* **Stated task**
Reproduce exactly, and only, the lines of the material below running from the line bearing "Output the component" through the line bearing "What React, TypeScript". Leave any pictures out.

_ _ _

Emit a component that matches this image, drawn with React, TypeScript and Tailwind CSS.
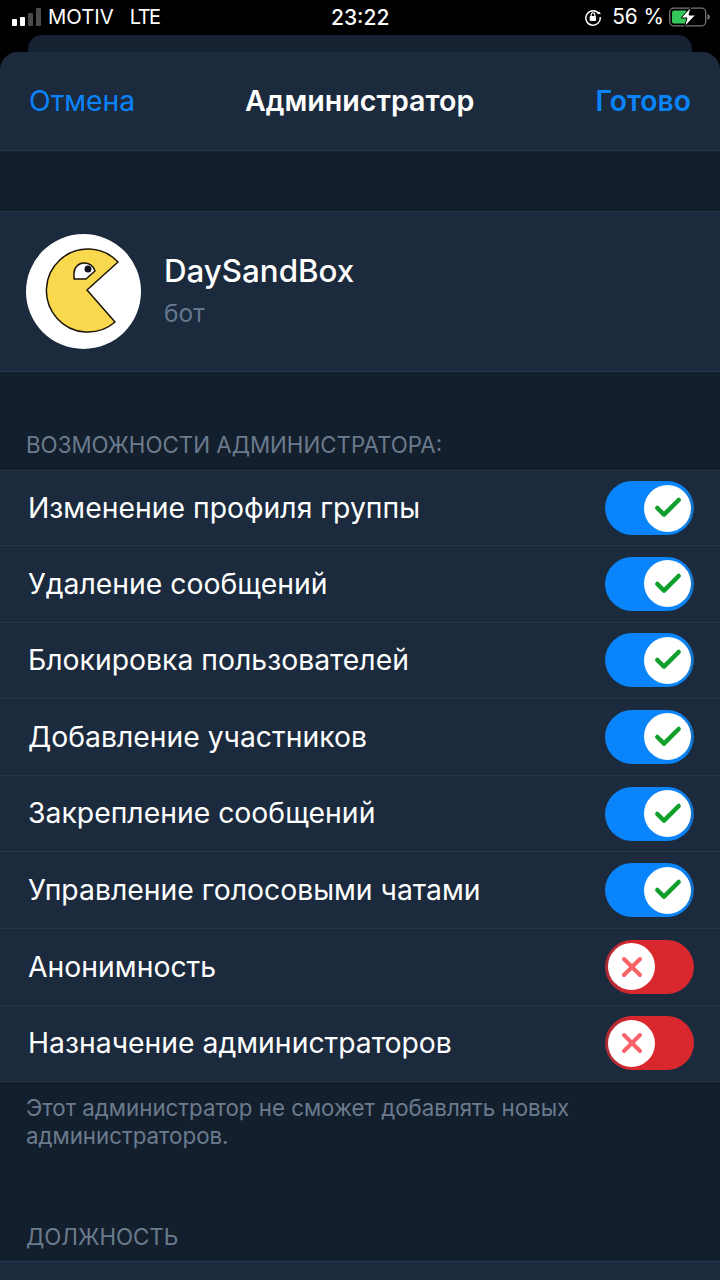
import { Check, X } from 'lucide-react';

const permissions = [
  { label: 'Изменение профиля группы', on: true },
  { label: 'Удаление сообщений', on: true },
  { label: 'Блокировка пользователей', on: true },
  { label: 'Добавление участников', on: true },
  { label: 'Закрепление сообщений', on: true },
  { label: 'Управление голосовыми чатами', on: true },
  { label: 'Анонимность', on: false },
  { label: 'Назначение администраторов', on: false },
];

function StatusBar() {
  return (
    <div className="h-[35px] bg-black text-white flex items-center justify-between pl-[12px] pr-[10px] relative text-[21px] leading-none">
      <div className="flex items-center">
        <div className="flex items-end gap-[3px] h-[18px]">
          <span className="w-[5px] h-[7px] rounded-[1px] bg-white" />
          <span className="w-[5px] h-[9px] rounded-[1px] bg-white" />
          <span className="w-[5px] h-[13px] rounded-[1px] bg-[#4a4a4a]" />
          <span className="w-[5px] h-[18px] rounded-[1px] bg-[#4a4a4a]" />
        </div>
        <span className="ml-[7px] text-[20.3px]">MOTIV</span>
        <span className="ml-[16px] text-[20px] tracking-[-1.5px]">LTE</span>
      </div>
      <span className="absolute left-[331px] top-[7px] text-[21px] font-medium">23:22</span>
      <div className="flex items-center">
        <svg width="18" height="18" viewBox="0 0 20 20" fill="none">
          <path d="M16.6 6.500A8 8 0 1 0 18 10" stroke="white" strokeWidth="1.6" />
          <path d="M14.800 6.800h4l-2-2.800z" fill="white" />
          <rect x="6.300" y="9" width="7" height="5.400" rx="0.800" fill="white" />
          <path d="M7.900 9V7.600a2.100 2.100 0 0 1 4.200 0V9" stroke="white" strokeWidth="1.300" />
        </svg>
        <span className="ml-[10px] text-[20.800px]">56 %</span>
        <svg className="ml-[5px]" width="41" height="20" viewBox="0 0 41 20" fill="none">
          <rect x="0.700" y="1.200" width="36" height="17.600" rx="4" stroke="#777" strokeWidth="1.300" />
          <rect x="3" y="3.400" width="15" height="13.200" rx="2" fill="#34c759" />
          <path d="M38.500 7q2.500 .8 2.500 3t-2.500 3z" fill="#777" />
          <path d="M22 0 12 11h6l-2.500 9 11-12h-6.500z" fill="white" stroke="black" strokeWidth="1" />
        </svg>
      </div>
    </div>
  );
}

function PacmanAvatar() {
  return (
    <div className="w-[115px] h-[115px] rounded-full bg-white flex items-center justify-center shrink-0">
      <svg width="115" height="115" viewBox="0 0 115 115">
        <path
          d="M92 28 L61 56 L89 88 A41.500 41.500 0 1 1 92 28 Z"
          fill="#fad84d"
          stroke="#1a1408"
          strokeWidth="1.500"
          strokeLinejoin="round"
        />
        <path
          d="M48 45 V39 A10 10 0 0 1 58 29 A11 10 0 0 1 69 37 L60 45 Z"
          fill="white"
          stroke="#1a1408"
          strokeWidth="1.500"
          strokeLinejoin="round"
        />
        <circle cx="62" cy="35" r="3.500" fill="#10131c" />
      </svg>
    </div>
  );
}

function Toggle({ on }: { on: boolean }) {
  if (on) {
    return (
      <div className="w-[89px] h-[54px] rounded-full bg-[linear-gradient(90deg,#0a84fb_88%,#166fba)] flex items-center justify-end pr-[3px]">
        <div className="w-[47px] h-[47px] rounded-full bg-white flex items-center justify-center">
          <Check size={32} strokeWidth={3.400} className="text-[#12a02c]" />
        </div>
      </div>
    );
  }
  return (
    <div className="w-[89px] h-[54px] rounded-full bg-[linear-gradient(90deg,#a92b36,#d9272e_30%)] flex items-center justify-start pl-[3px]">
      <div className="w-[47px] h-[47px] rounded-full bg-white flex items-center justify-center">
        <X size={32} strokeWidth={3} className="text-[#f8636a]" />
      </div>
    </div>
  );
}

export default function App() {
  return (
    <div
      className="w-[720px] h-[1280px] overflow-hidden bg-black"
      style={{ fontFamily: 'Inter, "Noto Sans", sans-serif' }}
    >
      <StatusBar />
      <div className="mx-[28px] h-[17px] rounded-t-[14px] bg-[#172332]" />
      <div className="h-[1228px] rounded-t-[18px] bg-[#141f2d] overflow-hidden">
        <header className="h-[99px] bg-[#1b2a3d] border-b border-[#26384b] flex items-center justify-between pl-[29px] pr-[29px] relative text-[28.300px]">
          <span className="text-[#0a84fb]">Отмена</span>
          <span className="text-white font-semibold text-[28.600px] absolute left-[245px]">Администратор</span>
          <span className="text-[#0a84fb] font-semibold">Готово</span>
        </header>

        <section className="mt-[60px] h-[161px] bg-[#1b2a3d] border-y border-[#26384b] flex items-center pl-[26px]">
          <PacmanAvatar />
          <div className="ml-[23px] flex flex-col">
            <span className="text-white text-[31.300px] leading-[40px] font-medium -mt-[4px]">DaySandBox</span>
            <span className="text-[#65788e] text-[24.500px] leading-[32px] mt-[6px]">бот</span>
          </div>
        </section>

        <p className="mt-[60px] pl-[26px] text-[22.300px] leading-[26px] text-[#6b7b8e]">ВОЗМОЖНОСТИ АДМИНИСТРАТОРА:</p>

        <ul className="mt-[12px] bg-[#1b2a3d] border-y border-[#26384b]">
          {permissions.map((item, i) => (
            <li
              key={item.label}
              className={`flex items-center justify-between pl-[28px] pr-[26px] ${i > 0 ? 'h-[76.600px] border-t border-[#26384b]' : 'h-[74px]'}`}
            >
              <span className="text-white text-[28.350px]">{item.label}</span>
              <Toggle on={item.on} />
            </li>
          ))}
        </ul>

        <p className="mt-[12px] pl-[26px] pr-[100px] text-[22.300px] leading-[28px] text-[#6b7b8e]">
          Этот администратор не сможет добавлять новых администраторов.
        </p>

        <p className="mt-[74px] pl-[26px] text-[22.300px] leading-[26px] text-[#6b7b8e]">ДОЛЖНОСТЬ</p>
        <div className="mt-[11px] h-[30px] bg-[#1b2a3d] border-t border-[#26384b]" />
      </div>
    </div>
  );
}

_ _ _

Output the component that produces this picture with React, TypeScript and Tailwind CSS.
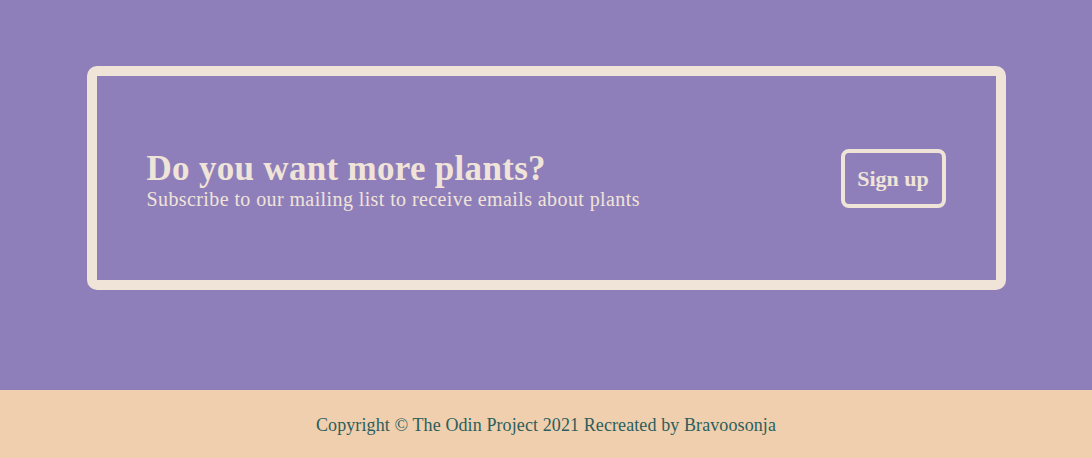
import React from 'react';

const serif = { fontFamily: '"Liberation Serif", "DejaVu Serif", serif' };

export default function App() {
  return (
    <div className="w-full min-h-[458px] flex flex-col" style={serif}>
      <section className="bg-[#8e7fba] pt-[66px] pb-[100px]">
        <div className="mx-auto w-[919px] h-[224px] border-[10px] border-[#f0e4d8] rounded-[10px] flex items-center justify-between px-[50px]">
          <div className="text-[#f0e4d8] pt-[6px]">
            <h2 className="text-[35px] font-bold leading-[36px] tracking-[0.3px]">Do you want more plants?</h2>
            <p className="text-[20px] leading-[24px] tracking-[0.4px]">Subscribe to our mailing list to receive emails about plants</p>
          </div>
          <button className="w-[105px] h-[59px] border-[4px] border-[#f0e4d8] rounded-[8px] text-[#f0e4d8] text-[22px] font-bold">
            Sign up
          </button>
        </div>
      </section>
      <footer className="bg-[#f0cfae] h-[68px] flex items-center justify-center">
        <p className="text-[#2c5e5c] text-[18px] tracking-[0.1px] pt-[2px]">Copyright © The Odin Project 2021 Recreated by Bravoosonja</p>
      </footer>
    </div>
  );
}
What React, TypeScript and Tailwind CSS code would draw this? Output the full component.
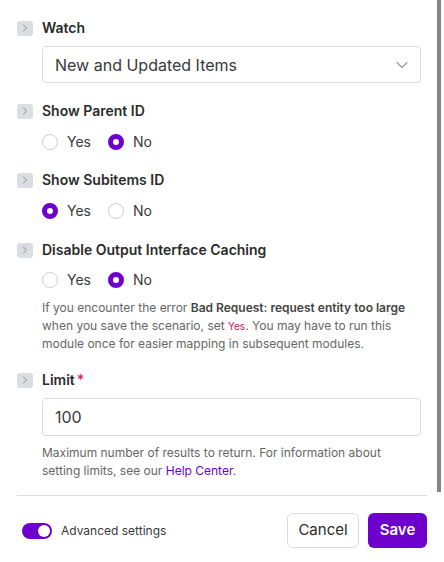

_ _ _

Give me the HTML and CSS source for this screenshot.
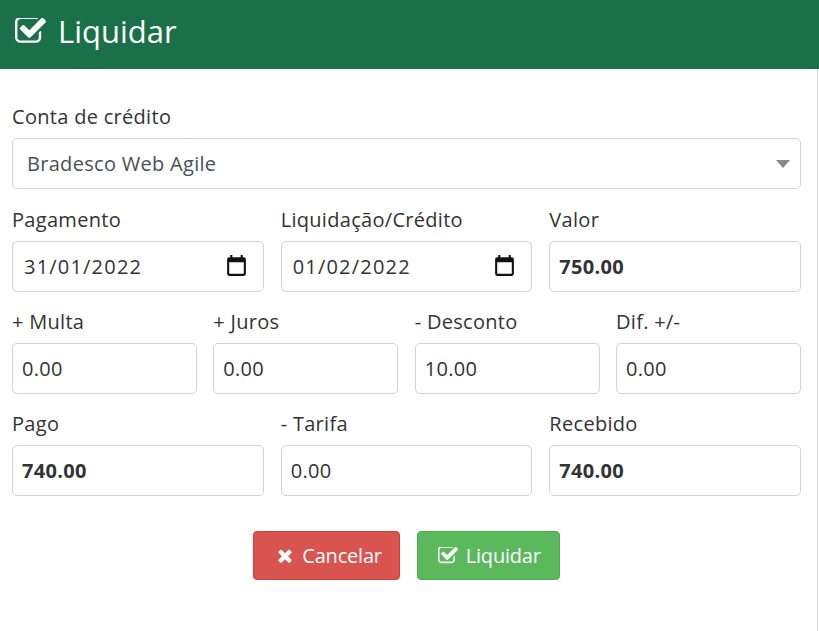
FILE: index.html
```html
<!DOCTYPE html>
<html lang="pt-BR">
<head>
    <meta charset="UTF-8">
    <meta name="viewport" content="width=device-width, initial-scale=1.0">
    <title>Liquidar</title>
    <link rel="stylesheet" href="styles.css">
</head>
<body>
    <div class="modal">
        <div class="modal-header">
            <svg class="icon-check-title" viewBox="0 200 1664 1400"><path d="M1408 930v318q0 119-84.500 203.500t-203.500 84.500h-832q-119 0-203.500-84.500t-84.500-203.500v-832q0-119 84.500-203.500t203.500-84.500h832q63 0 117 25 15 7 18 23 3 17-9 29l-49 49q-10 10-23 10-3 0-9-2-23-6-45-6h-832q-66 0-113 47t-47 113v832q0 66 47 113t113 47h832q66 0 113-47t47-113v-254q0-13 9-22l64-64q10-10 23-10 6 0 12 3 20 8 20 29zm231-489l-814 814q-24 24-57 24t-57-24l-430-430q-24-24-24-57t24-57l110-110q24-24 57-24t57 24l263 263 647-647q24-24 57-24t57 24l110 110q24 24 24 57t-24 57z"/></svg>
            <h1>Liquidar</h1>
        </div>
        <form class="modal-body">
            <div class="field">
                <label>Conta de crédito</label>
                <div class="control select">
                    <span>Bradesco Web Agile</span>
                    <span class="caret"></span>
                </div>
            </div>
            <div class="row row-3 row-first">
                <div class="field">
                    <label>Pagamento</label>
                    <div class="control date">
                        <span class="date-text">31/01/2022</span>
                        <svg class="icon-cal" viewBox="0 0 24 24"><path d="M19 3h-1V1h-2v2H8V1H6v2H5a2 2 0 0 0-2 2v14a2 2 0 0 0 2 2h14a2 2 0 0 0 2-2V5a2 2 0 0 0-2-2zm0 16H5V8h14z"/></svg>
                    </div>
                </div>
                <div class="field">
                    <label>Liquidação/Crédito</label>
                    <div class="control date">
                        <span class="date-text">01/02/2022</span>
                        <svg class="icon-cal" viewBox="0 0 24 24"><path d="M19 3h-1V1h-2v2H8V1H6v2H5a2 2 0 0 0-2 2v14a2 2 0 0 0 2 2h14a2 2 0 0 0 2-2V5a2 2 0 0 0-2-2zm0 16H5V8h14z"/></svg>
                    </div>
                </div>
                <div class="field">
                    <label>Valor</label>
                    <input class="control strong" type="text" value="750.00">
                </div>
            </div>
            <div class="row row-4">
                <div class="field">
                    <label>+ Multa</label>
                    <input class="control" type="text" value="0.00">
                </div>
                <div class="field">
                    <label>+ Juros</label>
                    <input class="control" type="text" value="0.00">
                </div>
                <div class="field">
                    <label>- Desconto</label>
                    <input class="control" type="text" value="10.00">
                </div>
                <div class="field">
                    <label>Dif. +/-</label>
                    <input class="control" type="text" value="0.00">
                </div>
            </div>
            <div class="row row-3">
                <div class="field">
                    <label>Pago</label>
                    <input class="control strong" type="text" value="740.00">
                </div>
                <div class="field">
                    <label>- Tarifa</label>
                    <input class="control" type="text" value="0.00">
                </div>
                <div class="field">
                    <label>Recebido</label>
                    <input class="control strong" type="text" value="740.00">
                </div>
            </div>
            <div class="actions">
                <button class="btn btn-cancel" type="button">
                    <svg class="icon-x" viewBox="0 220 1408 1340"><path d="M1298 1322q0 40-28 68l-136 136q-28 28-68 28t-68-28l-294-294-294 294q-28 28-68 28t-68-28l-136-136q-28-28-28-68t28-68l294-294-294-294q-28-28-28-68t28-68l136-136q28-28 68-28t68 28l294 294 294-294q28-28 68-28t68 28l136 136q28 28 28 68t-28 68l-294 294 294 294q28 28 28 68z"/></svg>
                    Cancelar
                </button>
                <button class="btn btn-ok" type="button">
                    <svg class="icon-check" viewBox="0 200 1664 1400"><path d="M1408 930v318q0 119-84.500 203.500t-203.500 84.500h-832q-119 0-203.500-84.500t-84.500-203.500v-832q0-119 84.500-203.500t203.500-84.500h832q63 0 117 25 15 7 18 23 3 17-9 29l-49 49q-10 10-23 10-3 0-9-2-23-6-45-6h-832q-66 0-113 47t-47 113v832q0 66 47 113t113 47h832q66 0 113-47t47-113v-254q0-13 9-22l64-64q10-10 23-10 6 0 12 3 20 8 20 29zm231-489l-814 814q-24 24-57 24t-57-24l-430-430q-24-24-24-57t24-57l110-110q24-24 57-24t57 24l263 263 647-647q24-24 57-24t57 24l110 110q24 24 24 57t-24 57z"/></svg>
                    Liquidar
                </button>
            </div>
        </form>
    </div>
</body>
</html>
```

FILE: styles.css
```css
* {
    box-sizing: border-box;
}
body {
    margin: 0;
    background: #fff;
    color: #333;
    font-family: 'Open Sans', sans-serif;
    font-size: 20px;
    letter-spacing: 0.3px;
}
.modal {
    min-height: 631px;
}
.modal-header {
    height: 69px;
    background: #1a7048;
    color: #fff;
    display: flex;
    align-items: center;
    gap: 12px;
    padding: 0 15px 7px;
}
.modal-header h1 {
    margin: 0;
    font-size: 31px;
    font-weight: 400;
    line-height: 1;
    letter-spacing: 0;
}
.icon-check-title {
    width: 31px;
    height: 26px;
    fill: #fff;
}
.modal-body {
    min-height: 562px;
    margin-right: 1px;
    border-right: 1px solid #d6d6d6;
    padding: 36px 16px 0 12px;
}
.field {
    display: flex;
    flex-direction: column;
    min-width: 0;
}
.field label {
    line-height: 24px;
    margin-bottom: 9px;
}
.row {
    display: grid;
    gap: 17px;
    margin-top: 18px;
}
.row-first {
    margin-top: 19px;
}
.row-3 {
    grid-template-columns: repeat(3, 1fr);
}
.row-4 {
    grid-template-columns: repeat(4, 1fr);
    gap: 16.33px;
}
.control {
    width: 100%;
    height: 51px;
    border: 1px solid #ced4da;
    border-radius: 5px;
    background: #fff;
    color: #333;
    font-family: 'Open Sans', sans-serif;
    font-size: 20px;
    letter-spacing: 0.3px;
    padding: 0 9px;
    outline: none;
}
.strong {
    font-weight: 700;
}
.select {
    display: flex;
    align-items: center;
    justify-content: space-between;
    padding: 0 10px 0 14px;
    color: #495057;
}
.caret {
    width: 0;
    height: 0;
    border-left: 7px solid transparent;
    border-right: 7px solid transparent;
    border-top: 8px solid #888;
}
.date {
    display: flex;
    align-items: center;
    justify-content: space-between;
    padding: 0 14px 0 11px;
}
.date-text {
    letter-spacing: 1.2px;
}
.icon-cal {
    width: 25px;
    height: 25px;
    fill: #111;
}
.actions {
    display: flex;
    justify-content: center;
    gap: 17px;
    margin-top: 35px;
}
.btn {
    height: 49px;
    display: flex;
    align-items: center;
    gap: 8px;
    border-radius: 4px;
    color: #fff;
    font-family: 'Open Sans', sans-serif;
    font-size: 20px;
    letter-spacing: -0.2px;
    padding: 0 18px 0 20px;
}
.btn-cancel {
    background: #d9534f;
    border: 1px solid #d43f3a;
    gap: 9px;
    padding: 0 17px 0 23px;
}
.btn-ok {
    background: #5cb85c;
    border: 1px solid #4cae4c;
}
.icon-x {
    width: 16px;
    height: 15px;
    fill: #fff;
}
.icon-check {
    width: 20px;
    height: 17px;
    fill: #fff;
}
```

_ _ _

* **Response for this exercise**
Output the component that produces this picture with React, TypeScript and Tailwind CSS.
import React from 'react';

const serif = { fontFamily: '"Liberation Serif", "DejaVu Serif", serif' };

export default function App() {
  return (
    <div className="w-full min-h-[458px] flex flex-col" style={serif}>
      <section className="bg-[#8e7fba] pt-[66px] pb-[100px]">
        <div className="mx-auto w-[919px] h-[224px] border-[10px] border-[#f0e4d8] rounded-[10px] flex items-center justify-between px-[50px]">
          <div className="text-[#f0e4d8] pt-[6px]">
            <h2 className="text-[35px] font-bold leading-[36px] tracking-[0.3px]">Do you want more plants?</h2>
            <p className="text-[20px] leading-[24px] tracking-[0.4px]">Subscribe to our mailing list to receive emails about plants</p>
          </div>
          <button className="w-[105px] h-[59px] border-[4px] border-[#f0e4d8] rounded-[8px] text-[#f0e4d8] text-[22px] font-bold">
            Sign up
          </button>
        </div>
      </section>
      <footer className="bg-[#f0cfae] h-[68px] flex items-center justify-center">
        <p className="text-[#2c5e5c] text-[18px] tracking-[0.1px] pt-[2px]">Copyright © The Odin Project 2021 Recreated by Bravoosonja</p>
      </footer>
    </div>
  );
}
What React, TypeScript and Tailwind CSS code would draw this? Output the full component.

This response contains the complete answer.